-- DATA --
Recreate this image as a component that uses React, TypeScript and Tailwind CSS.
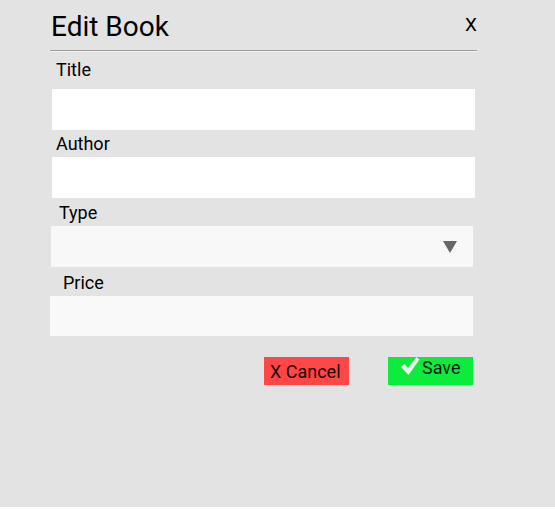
import React from "react";

export default function App() {
  return (
    <div className="w-full h-[507px] bg-[#e3e3e3] text-black" style={{ fontFamily: "Roboto, 'Noto Sans', sans-serif" }}>
      <div className="ml-[50px] w-[427px]">
        <div className="flex items-start justify-between pt-[10px]">
          <h2 className="text-[28px] leading-[33px] font-normal pl-px">Edit Book</h2>
          <button className="text-[19px] leading-[22px] mt-[4px]">X</button>
        </div>
        <div className="mt-[7px] border-t border-t-[#9c9c9c] border-b border-b-[#f2f2f2]" />
        <div className="pt-[7px] pl-[6px] text-[18px] leading-[21px]">Title</div>
        <input className="block mt-[9px] ml-[2px] w-[423px] h-[41px] bg-white outline-none" />
        <div className="pt-[3px] pl-[6px] text-[18px] leading-[21px]">Author</div>
        <input className="block mt-[3px] ml-[2px] w-[423px] h-[41px] bg-white outline-none" />
        <div className="pt-[4px] pl-[9px] text-[18px] leading-[21px]">Type</div>
        <div className="mt-[3px] ml-[1px] w-[422px] h-[41px] bg-[#f8f8f8] flex items-center justify-end pr-[16px]">
          <svg width="14" height="12" viewBox="0 0 14 12">
            <polygon points="0,0 14,0 7,12" fill="#666666" />
          </svg>
        </div>
        <div className="pt-[5px] pl-[13px] text-[18px] leading-[21px]">Price</div>
        <input className="block mt-[3px] w-[423px] h-[40px] bg-[#f9f9f9] outline-none" />
        <div className="mt-[21px] flex justify-end gap-[39px] pr-[4px]">
          <button className="w-[85px] h-[28px] bg-[#ff4747] flex items-center pl-[6px] text-[18px] leading-[21px] text-[#1a0000]">
            X Cancel
          </button>
          <button className="relative w-[85px] h-[28px] bg-[#0bec3c] flex items-start pt-0 pl-[34px] text-[18px] leading-[21px] text-[#001a05]">
            <svg className="absolute left-[12px] top-[-1px]" width="20" height="20" viewBox="0 0 20 20">
              <path d="M1 11 L4.5 8 L8 12 L16.5 1 L19.5 3.5 L8.5 19 Z" fill="#eef4ee" />
            </svg>
            <span className="relative">Save</span>
          </button>
        </div>
      </div>
    </div>
  );
}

-- WHAT TO DO --
Where does the word "React" appear in the listing? List each line that holds it.

-- THE REPLY --
Recreate this image as a component that uses React, TypeScript and Tailwind CSS.
import React from "react";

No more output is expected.